The drama in Mexico is still unfolding, and we are following it closely. The PRI likely has enough votes to pass this amendment because the PAN bloc is likely to vote for it, and the PRD, the third smaller party, does not have enough votes to block their combined votes. The question is, when does this legislation get passed? Optimists say it will be before the end of the year. We’ll see. One thing is sure: if Mexico gets it right, all other prognostications about the international oil and gas markets will have to be revised.
Editor: What role do you see for private equity in spurring energy production?
Culotta: A large part of our practice involves private equity, particularly in the U.S. midstream market and, to a lesser degree, the upstream market. By midstream I mean those facilities between the wellhead and the end user. The midstream space presents a fair amount of development risk. The U.S. energy capital markets are increasingly selective about the risk profiles of different market players, rewarding those that develop a differentiated business model. For instance, companies that produce a steady revenue stream by charging fees for the use of basic energy infrastructure are favored by the public markets, and the MLP phenomenon has grown partly out of that differentiation. MLPs are not encouraged by the market to take risks like greenfield development risk – failed projects can negatively impact an MLP’s returns, and the market depends on MLPs for very steady distributions. Traditionally the MLPs have had corporate affiliates outside the MLP that can take on these projects. But more often, the thousands of miles of pipes and the many processing and other facilities that those MLPs end up owning are built by private-equity-sponsored teams -- literally, a few talented people, a bag of money, a patch of dirt, a good commercial strategy and an appetite for risk.
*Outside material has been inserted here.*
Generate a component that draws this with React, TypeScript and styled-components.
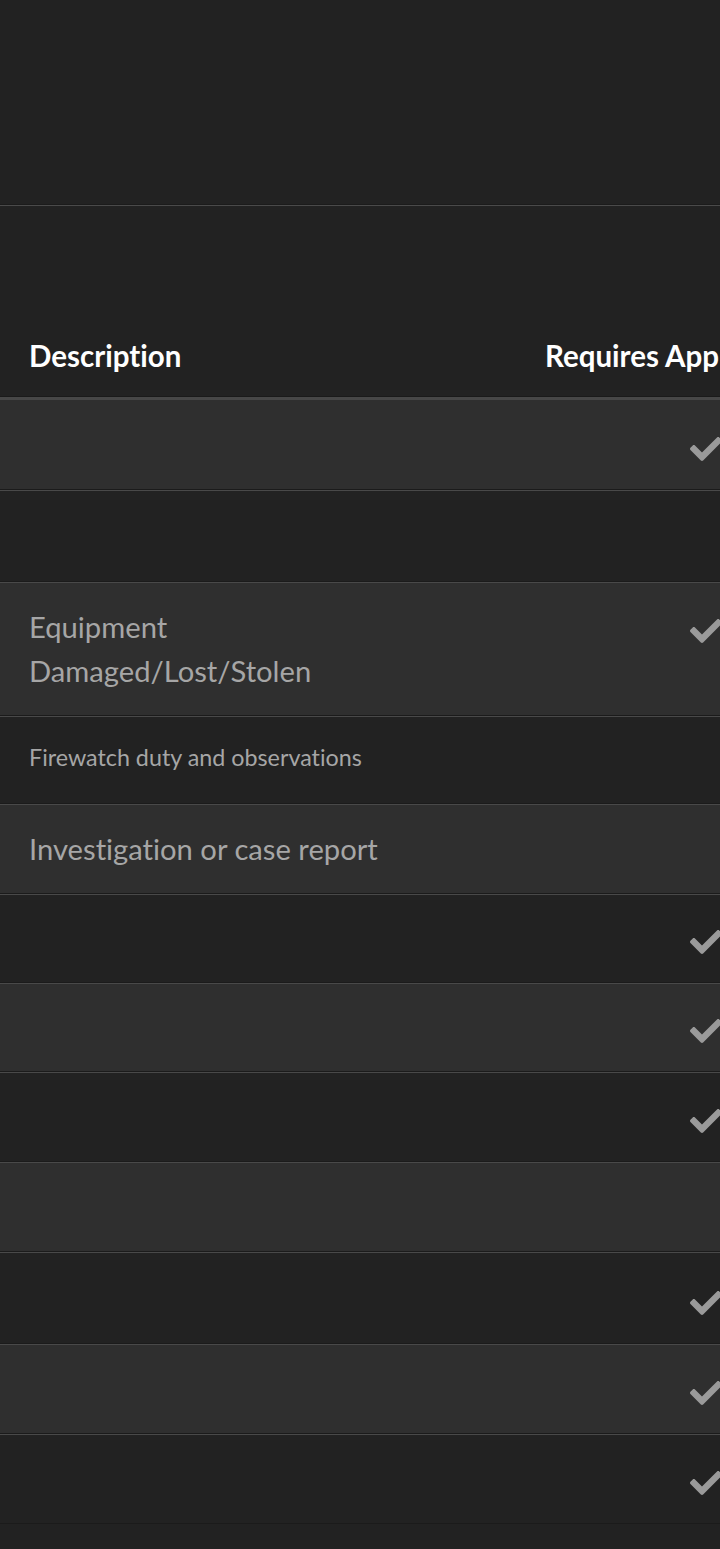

Private equity is well suited to this risk profile. While the development risk may be great, the IRRs on success are as well. So private equity funds take on a portfolio of projects, knowing some will go better than others, but seeking to bring overall high IRRs to their investors – in the 25 percent-plus range. Investors have responded with enthusiasm, even through the recent downturn. So private equity has thus become extremely important for bringing midstream projects to market. It has become the “farm club” for the MLPs, providing finished projects to MLPs in competitive auctions and negotiated deals. In recent years it has been just as important in the upstream market, where funds like FirstReserve have made really big commitments. This differentiated participation of private equity in the industry is an expression of how nearly perfectly we have codified our oil and gas infrastructure regulation; dependable rules and a well-developed market have truly increased market efficiencies. There is a great delineation between the economics of the commodity market and the market for transport, storage or other functions; likewise, there is a continuing differentiation of capital sources for different industry risk profiles. You can almost hear the gears click sometimes.